All watch brands hope to have an icon in their collection at some point in their history a readily-identified watch that passes the test of time, that becomes a signature of its maker's ethos year after year. But few names in watchmaking can claim that their icon is more than 150 years old; that it is as much an expression of technical expertise as it is an expression of a certain aesthetic; nor that, in times in which the names given to watches can lack a certain romance, its apex expression carries the rather unexpected moniker of La Esmeralda. This is Girard-Perregaux's Bridges collection.
"Some icons are such that people think of them before they think of the brand behind them. And collectors tend to want a Bridges model first and La Esmeralda is exemplary of the collection," says Clemence Dubois, chief product officer for Girard-Perregaux, newly independent again after the luxury conglomerate Kering Group sold it, and sister brand Ulysse Nardin to the brands' own management group Sowind. It was, essentially, a management buy-out.
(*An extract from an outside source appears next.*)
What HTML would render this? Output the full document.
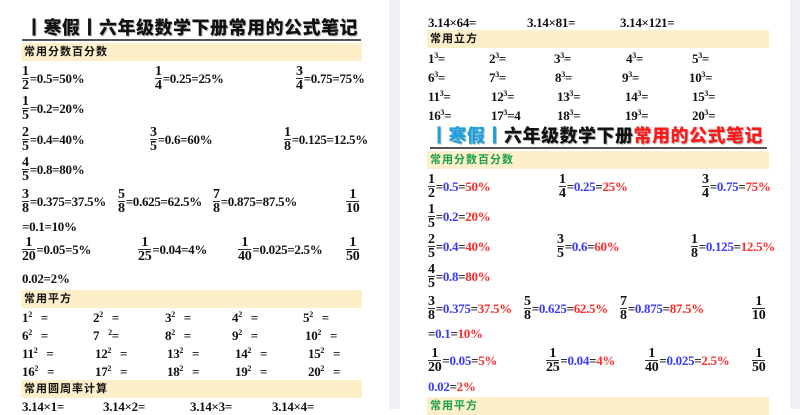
<!DOCTYPE html>
<html><head><meta charset="utf-8"><style>
*{margin:0;padding:0;box-sizing:border-box}
body{width:800px;height:409px;overflow:hidden;background:#fff;position:relative;font-family:"Liberation Serif","Noto Serif CJK SC",serif;color:#111}
.g{position:absolute;top:0;height:409px;background:#eef0f4}
.h{position:absolute;height:18px;background:#fcefc9;font:bold 11px "Liberation Sans","Noto Sans CJK SC",sans-serif;line-height:18px;padding-left:3px;letter-spacing:1px}
.ti{position:absolute;font:900 18px "Liberation Sans","Noto Sans CJK SC",sans-serif;white-space:nowrap;line-height:22px;letter-spacing:0.5px;text-shadow:1px 1px 0 #bbb}
.ul{position:absolute;height:2px;background:#555}
.fi{position:absolute;display:flex;align-items:center;font:bold 13px "Liberation Serif","Noto Serif CJK SC",serif;white-space:nowrap;letter-spacing:-0.3px}
.fr{display:inline-flex;flex-direction:column;align-items:center;line-height:12px;margin-right:1px;font-size:14px}
.fr .d{border-top:1px solid #333;padding-top:1px}
.t{font:bold 13px "Liberation Serif",serif;white-space:nowrap;position:absolute;letter-spacing:-0.3px}
sup{font-size:8px;vertical-align:5px}
.b{color:#3a3aff}.r{color:#ff2b2b}
</style></head><body>
<div class="g" style="left:389px;width:11px"></div>
<div class="g" style="left:790px;width:10px"></div>

<div class="ti" style="left:25px;top:17px">丨寒假丨六年级数学下册常用的公式笔记</div>
<div class="ul" style="left:22px;top:39px;width:339px"></div>
<div class="h" style="left:21px;top:43px;width:341px">常用分数百分数</div>

<div class="fi" style="left:22px;top:66px"><span class="fr"><span>1</span><span class="d">2</span></span>=0.5=50%</div>
<div class="fi" style="left:155px;top:66px"><span class="fr"><span>1</span><span class="d">4</span></span>=0.25=25%</div>
<div class="fi" style="left:296px;top:66px"><span class="fr"><span>3</span><span class="d">4</span></span>=0.75=75%</div>
<div class="fi" style="left:22px;top:96px"><span class="fr"><span>1</span><span class="d">5</span></span>=0.2=20%</div>
<div class="fi" style="left:22px;top:127px"><span class="fr"><span>2</span><span class="d">5</span></span>=0.4=40%</div>
<div class="fi" style="left:150px;top:127px"><span class="fr"><span>3</span><span class="d">5</span></span>=0.6=60%</div>
<div class="fi" style="left:284px;top:127px"><span class="fr"><span>1</span><span class="d">8</span></span>=0.125=12.5%</div>
<div class="fi" style="left:22px;top:157px"><span class="fr"><span>4</span><span class="d">5</span></span>=0.8=80%</div>
<div class="fi" style="left:22px;top:189px"><span class="fr"><span>3</span><span class="d">8</span></span>=0.375=37.5%</div>
<div class="fi" style="left:118px;top:189px"><span class="fr"><span>5</span><span class="d">8</span></span>=0.625=62.5%</div>
<div class="fi" style="left:213px;top:189px"><span class="fr"><span>7</span><span class="d">8</span></span>=0.875=87.5%</div>
<div class="fi" style="left:346px;top:189px"><span class="fr"><span>1</span><span class="d">10</span></span></div>
<div class="t" style="left:22px;top:219px">=0.1=10%</div>
<div class="fi" style="left:22px;top:237px"><span class="fr"><span>1</span><span class="d">20</span></span>=0.05=5%</div>
<div class="fi" style="left:138px;top:237px"><span class="fr"><span>1</span><span class="d">25</span></span>=0.04=4%</div>
<div class="fi" style="left:238px;top:237px"><span class="fr"><span>1</span><span class="d">40</span></span>=0.025=2.5%</div>
<div class="fi" style="left:346px;top:237px"><span class="fr"><span>1</span><span class="d">50</span></span></div>
<div class="t" style="left:22px;top:271px">0.02=2%</div>

<div class="h" style="left:21px;top:290px;width:341px">常用平方</div>
<div class="t" style="left:22px;top:310px">1<sup>2</sup>&nbsp;&nbsp; =</div>
<div class="t" style="left:93px;top:310px">2<sup>2</sup>&nbsp;&nbsp; =</div>
<div class="t" style="left:165px;top:310px">3<sup>2</sup>&nbsp;&nbsp; =</div>
<div class="t" style="left:232px;top:310px">4<sup>2</sup>&nbsp;&nbsp; =</div>
<div class="t" style="left:303px;top:310px">5<sup>2</sup>&nbsp;&nbsp; =</div>
<div class="t" style="left:22px;top:328px">6<sup>2</sup>&nbsp;&nbsp; =</div>
<div class="t" style="left:93px;top:328px">7&nbsp;&nbsp; <sup>2</sup>=</div>
<div class="t" style="left:165px;top:328px">8<sup>2</sup>&nbsp;&nbsp; =</div>
<div class="t" style="left:232px;top:328px">9<sup>2</sup>&nbsp;&nbsp; =</div>
<div class="t" style="left:305px;top:328px">10<sup>2</sup>&nbsp;&nbsp; =</div>
<div class="t" style="left:22px;top:346px">11<sup>2</sup>&nbsp;&nbsp; =</div>
<div class="t" style="left:95px;top:346px">12<sup>2</sup>&nbsp;&nbsp; =</div>
<div class="t" style="left:167px;top:346px">13<sup>2</sup>&nbsp;&nbsp; =</div>
<div class="t" style="left:235px;top:346px">14<sup>2</sup>&nbsp;&nbsp; =</div>
<div class="t" style="left:308px;top:346px">15<sup>2</sup>&nbsp;&nbsp; =</div>
<div class="t" style="left:22px;top:364px">16<sup>2</sup>&nbsp;&nbsp; =</div>
<div class="t" style="left:95px;top:364px">17<sup>2</sup>&nbsp;&nbsp; =</div>
<div class="t" style="left:167px;top:364px">18<sup>2</sup>&nbsp;&nbsp; =</div>
<div class="t" style="left:235px;top:364px">19<sup>2</sup>&nbsp;&nbsp; =</div>
<div class="t" style="left:308px;top:364px">20<sup>2</sup>&nbsp;&nbsp; =</div>
<div class="h" style="left:21px;top:380px;width:341px">常用圆周率计算</div>
<div class="t" style="left:22px;top:399px">3.14×1=</div>
<div class="t" style="left:103px;top:399px">3.14×2=</div>
<div class="t" style="left:190px;top:399px">3.14×3=</div>
<div class="t" style="left:272px;top:399px">3.14×4=</div>

<div class="t" style="left:428px;top:15px">3.14×64=</div>
<div class="t" style="left:527px;top:15px">3.14×81=</div>
<div class="t" style="left:620px;top:15px">3.14×121=</div>
<div class="h" style="left:427px;top:30px;width:342px">常用立方</div>
<div class="t" style="left:428px;top:51px">1<sup>3</sup>=</div>
<div class="t" style="left:489px;top:51px">2<sup>3</sup>=</div>
<div class="t" style="left:554px;top:51px">3<sup>3</sup>=</div>
<div class="t" style="left:626px;top:51px">4<sup>3</sup>=</div>
<div class="t" style="left:692px;top:51px">5<sup>3</sup>=</div>
<div class="t" style="left:428px;top:70px">6<sup>3</sup>=</div>
<div class="t" style="left:489px;top:70px">7<sup>3</sup>=</div>
<div class="t" style="left:555px;top:70px">8<sup>3</sup>=</div>
<div class="t" style="left:622px;top:70px">9<sup>3</sup>=</div>
<div class="t" style="left:689px;top:70px">10<sup>3</sup>=</div>
<div class="t" style="left:428px;top:89px">11<sup>3</sup>=</div>
<div class="t" style="left:491px;top:89px">12<sup>3</sup>=</div>
<div class="t" style="left:557px;top:89px">13<sup>3</sup>=</div>
<div class="t" style="left:625px;top:89px">14<sup>3</sup>=</div>
<div class="t" style="left:692px;top:89px">15<sup>3</sup>=</div>
<div class="t" style="left:428px;top:108px">16<sup>3</sup>=</div>
<div class="t" style="left:491px;top:108px">17<sup>3</sup>=4</div>
<div class="t" style="left:557px;top:108px">18<sup>3</sup>=</div>
<div class="t" style="left:625px;top:108px">19<sup>3</sup>=</div>
<div class="t" style="left:692px;top:108px">20<sup>3</sup>=</div>

<div class="ti" style="left:430px;top:125px"><span style="color:#1a9fe0">丨寒假丨</span>六年级数学下册<span style="color:#ff1a1a">常用的公式笔记</span></div>
<div class="ul" style="left:430px;top:147px;width:337px"></div>
<div class="h" style="left:427px;top:151px;width:342px;color:#1aa04a">常用分数百分数</div>

<div class="fi" style="left:428px;top:174px"><span class="fr"><span>1</span><span class="d">2</span></span>=<span class="b">0.5</span>=<span class="r">50%</span></div>
<div class="fi" style="left:559px;top:174px"><span class="fr"><span>1</span><span class="d">4</span></span>=<span class="b">0.25</span>=<span class="r">25%</span></div>
<div class="fi" style="left:702px;top:174px"><span class="fr"><span>3</span><span class="d">4</span></span>=<span class="b">0.75</span>=<span class="r">75%</span></div>
<div class="fi" style="left:428px;top:204px"><span class="fr"><span>1</span><span class="d">5</span></span>=<span class="b">0.2</span>=<span class="r">20%</span></div>
<div class="fi" style="left:428px;top:234px"><span class="fr"><span>2</span><span class="d">5</span></span>=<span class="b">0.4</span>=<span class="r">40%</span></div>
<div class="fi" style="left:557px;top:234px"><span class="fr"><span>3</span><span class="d">5</span></span>=<span class="b">0.6</span>=<span class="r">60%</span></div>
<div class="fi" style="left:691px;top:234px"><span class="fr"><span>1</span><span class="d">8</span></span>=<span class="b">0.125</span>=<span class="r">12.5%</span></div>
<div class="fi" style="left:428px;top:264px"><span class="fr"><span>4</span><span class="d">5</span></span>=<span class="b">0.8</span>=<span class="r">80%</span></div>
<div class="fi" style="left:428px;top:296px"><span class="fr"><span>3</span><span class="d">8</span></span>=<span class="b">0.375</span>=<span class="r">37.5%</span></div>
<div class="fi" style="left:524px;top:296px"><span class="fr"><span>5</span><span class="d">8</span></span>=<span class="b">0.625</span>=<span class="r">62.5%</span></div>
<div class="fi" style="left:620px;top:296px"><span class="fr"><span>7</span><span class="d">8</span></span>=<span class="b">0.875</span>=<span class="r">87.5%</span></div>
<div class="fi" style="left:752px;top:296px"><span class="fr"><span>1</span><span class="d">10</span></span></div>
<div class="t" style="left:428px;top:326px">=<span class="b">0.1</span>=<span class="r">10%</span></div>
<div class="fi" style="left:428px;top:348px"><span class="fr"><span>1</span><span class="d">20</span></span>=<span class="b">0.05</span>=<span class="r">5%</span></div>
<div class="fi" style="left:546px;top:348px"><span class="fr"><span>1</span><span class="d">25</span></span>=<span class="b">0.04</span>=<span class="r">4%</span></div>
<div class="fi" style="left:645px;top:348px"><span class="fr"><span>1</span><span class="d">40</span></span>=<span class="b">0.025</span>=<span class="r">2.5%</span></div>
<div class="fi" style="left:752px;top:348px"><span class="fr"><span>1</span><span class="d">50</span></span></div>
<div class="t" style="left:428px;top:379px"><span class="b">0.02</span>=<span class="r">2%</span></div>
<div class="h" style="left:427px;top:397px;width:342px;color:#1aa04a">常用平方</div>
</body></html>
Consider the latest edition of Girard-Perregaux's Bridges tourbillon watches - a La Esmeralda in gold, part of the company's 'A Secret' Eternity Edition line. By modern tastes, the design might certainly be considered ornate, with hand-engraved case, grand feu enamel dial and even hand-carved relief of two horses, one apparently galloping along the inner circumference of the bezel. There is the concave bevelling, rather than the usual rounded or flat finish, which Girard-Perregaux pioneered. But that busyness of form belies a backstory of progressive and super-contemporary design.